Additionally, Andhra Pradesh receives Rs. 15,000 crore for reconstruction, additional funds for the Polavaram Project, investments in the Vizag Chennai Industrial Corridor, and special funds for seven backward districts.

Critics from the opposition have labelled the budget as favouring Bihar and Andhra Pradesh disproportionately. However, the government has refrained from making announcements for states with impending elections like Maharashtra, Haryana, Jharkhand, and Jammu-Kashmir, aiming to avoid electoral motivations.

Middle Class Gets Some Relief

Post-poll studies by CSDS indicate a 3% decrease in middle-class support for the BJP in the 2024 general elections compared to 2019. To address this, the government has raised the standard deduction limit from Rs. 50,000 to Rs. 75,000 annually and adjusted tax slabs for incomes up to Rs. 12 lakh, resulting in annual savings of Rs. 17,500.

Nevertheless, the increase in long-term capital gains tax from 10% to 12.5% has dampened the middle class’s sentiment. The move is perceived as a message to mitigate inequality, especially among those feeling excluded from the benefits of the stock market boom.

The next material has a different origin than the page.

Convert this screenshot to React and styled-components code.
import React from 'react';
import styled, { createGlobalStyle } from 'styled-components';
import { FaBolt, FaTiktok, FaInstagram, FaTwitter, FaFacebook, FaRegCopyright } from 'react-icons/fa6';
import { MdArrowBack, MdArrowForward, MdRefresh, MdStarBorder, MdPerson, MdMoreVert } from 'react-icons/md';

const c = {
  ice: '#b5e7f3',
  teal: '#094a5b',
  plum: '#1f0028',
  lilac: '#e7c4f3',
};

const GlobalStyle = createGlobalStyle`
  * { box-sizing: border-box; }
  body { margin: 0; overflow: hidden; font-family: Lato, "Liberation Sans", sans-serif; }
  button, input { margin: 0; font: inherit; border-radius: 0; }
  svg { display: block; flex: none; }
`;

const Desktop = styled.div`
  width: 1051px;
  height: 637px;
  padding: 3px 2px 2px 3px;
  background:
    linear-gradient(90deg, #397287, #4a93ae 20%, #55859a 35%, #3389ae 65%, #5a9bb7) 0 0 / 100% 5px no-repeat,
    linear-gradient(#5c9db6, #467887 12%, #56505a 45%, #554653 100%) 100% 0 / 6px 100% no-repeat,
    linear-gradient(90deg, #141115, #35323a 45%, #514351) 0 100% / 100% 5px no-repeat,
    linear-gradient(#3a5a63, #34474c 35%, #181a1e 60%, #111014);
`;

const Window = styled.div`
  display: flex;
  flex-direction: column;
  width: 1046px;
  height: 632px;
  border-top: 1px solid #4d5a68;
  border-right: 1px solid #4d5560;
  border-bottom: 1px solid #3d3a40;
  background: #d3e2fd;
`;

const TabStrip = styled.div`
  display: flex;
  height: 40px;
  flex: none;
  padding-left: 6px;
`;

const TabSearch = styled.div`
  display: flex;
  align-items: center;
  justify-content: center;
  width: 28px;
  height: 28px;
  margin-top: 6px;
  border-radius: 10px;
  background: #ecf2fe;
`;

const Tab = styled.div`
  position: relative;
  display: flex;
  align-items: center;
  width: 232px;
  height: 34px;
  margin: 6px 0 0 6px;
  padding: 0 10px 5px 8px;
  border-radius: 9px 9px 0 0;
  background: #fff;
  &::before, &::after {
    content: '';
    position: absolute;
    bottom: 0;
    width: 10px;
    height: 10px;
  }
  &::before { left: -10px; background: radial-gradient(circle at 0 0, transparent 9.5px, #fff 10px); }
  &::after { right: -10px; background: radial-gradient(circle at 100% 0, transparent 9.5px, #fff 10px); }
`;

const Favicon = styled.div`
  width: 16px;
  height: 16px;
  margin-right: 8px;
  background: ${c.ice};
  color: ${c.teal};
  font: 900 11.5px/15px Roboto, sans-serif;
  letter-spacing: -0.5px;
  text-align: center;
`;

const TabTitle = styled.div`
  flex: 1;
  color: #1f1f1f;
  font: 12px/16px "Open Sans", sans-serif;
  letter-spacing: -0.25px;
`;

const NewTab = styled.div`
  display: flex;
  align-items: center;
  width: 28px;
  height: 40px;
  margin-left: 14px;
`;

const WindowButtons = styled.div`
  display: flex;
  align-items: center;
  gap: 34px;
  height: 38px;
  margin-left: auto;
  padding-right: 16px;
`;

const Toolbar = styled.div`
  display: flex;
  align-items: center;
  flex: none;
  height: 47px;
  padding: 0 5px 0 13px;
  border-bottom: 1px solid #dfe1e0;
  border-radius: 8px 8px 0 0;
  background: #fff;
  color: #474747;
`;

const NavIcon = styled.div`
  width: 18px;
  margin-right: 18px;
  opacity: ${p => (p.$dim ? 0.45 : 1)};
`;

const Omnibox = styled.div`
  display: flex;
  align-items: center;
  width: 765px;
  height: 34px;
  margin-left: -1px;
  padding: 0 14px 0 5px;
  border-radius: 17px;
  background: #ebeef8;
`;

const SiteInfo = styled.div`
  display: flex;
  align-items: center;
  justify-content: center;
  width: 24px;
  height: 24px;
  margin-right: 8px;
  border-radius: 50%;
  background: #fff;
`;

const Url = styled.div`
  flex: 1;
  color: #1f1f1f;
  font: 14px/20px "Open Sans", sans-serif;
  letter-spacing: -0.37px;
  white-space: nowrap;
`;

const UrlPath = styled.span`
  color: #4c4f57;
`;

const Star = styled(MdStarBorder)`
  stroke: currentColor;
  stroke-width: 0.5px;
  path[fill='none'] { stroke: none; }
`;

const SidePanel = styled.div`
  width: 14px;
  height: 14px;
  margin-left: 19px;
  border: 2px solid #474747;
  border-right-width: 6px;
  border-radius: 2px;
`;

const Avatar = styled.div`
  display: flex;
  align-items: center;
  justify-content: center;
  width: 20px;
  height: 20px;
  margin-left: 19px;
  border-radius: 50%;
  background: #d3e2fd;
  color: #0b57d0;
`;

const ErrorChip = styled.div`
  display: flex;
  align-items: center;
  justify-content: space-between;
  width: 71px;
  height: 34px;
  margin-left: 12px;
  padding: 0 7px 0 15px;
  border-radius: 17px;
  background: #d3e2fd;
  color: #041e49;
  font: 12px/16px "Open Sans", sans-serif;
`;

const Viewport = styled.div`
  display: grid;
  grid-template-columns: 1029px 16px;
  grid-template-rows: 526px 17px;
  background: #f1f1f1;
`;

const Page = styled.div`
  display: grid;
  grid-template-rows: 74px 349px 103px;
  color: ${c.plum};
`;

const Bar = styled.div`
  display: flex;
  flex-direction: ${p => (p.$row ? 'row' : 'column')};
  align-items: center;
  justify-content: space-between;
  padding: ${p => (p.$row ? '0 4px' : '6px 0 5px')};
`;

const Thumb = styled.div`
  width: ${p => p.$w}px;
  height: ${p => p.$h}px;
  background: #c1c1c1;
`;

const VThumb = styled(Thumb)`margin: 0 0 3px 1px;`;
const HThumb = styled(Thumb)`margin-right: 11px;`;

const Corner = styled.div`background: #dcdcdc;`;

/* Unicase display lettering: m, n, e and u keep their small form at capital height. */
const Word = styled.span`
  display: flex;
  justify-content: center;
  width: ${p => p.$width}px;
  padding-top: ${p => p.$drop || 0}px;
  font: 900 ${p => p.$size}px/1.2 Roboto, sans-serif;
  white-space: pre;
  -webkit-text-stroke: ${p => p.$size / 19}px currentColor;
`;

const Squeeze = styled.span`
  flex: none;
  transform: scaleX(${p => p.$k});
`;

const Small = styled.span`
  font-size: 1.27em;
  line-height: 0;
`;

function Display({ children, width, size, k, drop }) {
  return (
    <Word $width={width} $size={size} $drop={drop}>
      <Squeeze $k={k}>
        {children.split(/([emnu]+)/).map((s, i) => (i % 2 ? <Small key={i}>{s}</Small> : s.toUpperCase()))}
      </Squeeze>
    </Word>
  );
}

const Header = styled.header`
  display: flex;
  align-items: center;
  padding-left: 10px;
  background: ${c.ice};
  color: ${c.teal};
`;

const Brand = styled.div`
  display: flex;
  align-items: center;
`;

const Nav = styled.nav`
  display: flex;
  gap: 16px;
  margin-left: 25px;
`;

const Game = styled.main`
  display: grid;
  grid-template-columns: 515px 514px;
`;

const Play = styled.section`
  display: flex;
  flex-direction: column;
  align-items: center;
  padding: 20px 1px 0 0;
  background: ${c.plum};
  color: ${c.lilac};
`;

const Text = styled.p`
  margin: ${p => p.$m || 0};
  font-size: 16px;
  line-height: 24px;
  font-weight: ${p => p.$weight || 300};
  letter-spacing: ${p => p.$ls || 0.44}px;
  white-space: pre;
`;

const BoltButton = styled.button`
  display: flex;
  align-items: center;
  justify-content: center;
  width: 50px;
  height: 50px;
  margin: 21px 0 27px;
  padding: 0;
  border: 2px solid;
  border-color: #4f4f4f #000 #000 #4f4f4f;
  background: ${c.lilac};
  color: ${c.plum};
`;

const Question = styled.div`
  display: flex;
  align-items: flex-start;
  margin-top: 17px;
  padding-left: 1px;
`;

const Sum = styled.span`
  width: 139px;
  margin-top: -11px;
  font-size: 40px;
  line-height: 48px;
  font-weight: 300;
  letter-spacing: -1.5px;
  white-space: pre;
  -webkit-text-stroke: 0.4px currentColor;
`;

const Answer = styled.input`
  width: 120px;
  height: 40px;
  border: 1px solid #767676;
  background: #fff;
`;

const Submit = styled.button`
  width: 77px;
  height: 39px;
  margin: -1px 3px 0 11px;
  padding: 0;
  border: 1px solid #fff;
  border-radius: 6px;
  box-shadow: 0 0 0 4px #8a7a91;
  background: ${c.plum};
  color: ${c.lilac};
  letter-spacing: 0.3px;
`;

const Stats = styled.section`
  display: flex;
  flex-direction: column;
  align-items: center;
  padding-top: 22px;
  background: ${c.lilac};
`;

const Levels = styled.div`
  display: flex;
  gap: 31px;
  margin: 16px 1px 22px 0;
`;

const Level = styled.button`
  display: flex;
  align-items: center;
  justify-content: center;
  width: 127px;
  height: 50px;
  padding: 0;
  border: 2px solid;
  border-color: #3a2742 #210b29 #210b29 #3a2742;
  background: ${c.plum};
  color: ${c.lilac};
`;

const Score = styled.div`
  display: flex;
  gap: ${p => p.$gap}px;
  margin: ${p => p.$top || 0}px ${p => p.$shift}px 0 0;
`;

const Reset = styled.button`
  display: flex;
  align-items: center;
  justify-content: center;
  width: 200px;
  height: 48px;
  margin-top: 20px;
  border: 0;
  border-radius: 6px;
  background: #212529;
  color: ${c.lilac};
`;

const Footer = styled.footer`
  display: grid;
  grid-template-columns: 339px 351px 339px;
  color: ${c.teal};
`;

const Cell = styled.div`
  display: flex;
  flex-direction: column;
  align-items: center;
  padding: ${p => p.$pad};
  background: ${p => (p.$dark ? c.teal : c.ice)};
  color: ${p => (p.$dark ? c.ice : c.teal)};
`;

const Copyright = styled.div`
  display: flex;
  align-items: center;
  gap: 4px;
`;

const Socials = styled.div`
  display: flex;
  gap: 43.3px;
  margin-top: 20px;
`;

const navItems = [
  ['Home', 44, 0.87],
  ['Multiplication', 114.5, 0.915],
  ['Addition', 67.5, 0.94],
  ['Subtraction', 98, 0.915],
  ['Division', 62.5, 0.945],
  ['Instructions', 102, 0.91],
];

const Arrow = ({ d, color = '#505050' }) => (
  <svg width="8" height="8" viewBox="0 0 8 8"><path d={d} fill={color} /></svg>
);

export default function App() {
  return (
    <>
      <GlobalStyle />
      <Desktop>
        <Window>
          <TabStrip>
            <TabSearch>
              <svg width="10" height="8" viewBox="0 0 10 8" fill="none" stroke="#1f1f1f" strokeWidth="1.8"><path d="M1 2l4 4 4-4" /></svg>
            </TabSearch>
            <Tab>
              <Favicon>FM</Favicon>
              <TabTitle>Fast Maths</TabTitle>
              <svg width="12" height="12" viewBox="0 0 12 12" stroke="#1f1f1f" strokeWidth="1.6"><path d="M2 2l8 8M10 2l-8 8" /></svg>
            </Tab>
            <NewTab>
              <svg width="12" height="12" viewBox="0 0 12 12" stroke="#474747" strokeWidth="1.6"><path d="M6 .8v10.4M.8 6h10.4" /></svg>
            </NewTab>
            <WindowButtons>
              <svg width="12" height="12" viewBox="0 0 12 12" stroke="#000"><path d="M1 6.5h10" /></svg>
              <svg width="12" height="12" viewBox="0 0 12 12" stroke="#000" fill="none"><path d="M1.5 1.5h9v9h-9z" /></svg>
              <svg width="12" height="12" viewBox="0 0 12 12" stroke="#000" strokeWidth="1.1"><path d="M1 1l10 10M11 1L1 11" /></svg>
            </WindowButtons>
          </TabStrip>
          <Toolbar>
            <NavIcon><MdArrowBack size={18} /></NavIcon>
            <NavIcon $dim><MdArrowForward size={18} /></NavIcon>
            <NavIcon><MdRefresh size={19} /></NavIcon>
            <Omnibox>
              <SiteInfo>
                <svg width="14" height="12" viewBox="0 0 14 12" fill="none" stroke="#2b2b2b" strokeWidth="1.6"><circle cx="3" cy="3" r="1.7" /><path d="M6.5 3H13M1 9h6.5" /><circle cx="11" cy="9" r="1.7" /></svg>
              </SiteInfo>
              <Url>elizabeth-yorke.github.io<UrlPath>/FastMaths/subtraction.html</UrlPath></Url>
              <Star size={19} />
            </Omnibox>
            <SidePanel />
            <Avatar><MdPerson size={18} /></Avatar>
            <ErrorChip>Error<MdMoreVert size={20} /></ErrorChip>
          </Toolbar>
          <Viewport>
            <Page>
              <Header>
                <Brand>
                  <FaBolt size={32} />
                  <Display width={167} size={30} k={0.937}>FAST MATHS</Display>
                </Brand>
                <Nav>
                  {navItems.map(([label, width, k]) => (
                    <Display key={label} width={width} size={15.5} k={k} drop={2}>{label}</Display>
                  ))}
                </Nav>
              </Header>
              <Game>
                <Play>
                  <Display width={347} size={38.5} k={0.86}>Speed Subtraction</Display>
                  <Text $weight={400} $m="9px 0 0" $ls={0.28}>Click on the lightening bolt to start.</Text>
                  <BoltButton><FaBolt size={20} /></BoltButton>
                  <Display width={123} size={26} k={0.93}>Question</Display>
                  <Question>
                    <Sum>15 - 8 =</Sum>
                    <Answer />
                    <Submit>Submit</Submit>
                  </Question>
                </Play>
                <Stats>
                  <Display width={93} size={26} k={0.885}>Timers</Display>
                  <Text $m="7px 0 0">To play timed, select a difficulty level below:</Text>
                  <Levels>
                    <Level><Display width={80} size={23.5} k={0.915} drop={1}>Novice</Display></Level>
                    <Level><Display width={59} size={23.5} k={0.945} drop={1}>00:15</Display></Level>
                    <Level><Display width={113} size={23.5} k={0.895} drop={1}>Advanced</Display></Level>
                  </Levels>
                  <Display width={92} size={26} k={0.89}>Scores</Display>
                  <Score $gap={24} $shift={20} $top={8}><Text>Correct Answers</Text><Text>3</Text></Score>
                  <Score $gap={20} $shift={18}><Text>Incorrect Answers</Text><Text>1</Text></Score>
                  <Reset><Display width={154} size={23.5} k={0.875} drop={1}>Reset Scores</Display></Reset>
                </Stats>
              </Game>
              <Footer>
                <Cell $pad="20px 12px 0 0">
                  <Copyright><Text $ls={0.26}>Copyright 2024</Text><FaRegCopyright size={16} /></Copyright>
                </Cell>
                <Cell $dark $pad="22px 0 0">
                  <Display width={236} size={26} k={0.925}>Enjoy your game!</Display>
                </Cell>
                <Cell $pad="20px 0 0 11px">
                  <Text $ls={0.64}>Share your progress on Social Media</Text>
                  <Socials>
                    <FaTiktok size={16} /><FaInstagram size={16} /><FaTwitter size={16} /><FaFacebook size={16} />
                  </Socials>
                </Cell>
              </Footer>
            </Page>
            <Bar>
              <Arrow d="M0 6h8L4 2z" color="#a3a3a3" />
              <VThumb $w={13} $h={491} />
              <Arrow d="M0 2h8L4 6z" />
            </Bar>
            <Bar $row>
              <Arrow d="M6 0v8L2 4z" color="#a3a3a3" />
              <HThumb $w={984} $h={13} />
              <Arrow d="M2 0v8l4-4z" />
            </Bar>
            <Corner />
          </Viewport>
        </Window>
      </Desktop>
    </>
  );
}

Food Inflation And Unemployment

Unemployment, along with inflation, emerged as foremost concerns during the elections. The reduced support for the NDA in key states like Uttar Pradesh, Maharashtra, West Bengal, Rajasthan, Haryana, and Karnataka among the youth demographics (18-25 years and 26-35 years) underscores the gravity of these issues.

The Budget allocates ₹10,000 crore for a ‘price stabilisation fund’ aimed at curbing food inflation.
According to the Economic Survey, India needs to create 78.5 lakh jobs annually until 2036 to meet the demands of its growing workforce. Therefore, the budget places a strong emphasis on job creation and skill development. Five schemes, with a total outlay of ₹2 lakh crore, have been launched to educate, employ, and skill youth entering the job market, benefiting over 4.1 crore individuals in the next five years.

A new initiative will provide internship opportunities at 500 leading companies for 1 crore students over the next five years, with each student receiving a monthly stipend of ₹5,000 and a one-time assistance payment of ₹6,000.

Further initiatives in skill development aim to train 20 lakh youth over five years, aiming to bridge the gap between industry demand and the current workforce’s capabilities, thereby enhancing youth employability.

Contrary to expectations in certain quarters, the government has not introduced direct cash transfers for women or youth, nor has it increased support under the PM Kisan Nidhi scheme. This stance underscores Prime Minister Modi’s economic philosophy.

Allocations For Other Sectors

An ambitious ₹11.11 lakh crore has been earmarked for capital expenditure, continuing the government’s focus on top-down infrastructure development, which is expected to create jobs and stimulate economic growth through multiplier effects.

Acknowledging rural and agricultural distress apparent from recent electoral outcomes, the budget has allocated ₹1.52 lakh crore for agriculture spending, an increase of ₹11,318 crore from the previous year. Additionally, rural spending has been raised by over 10% to ₹2.66 lakh crore.

Overall, it appears that the government is acknowledging unemployment as a significant concern among the youth for the first time and has taken proactive steps to generate employment, leveraging India’s demographic dividend.

Amongst all this though, the government has remained committed to maintaining a tight fiscal path, refraining from populist measures, with fiscal deficit pegged at 4.9% of GDP, lower than the 5.1% in the interim budget.

(Amitabh Tiwari is a political strategist and commentator. In his earlier avatar, he was a corporate and investment banker.)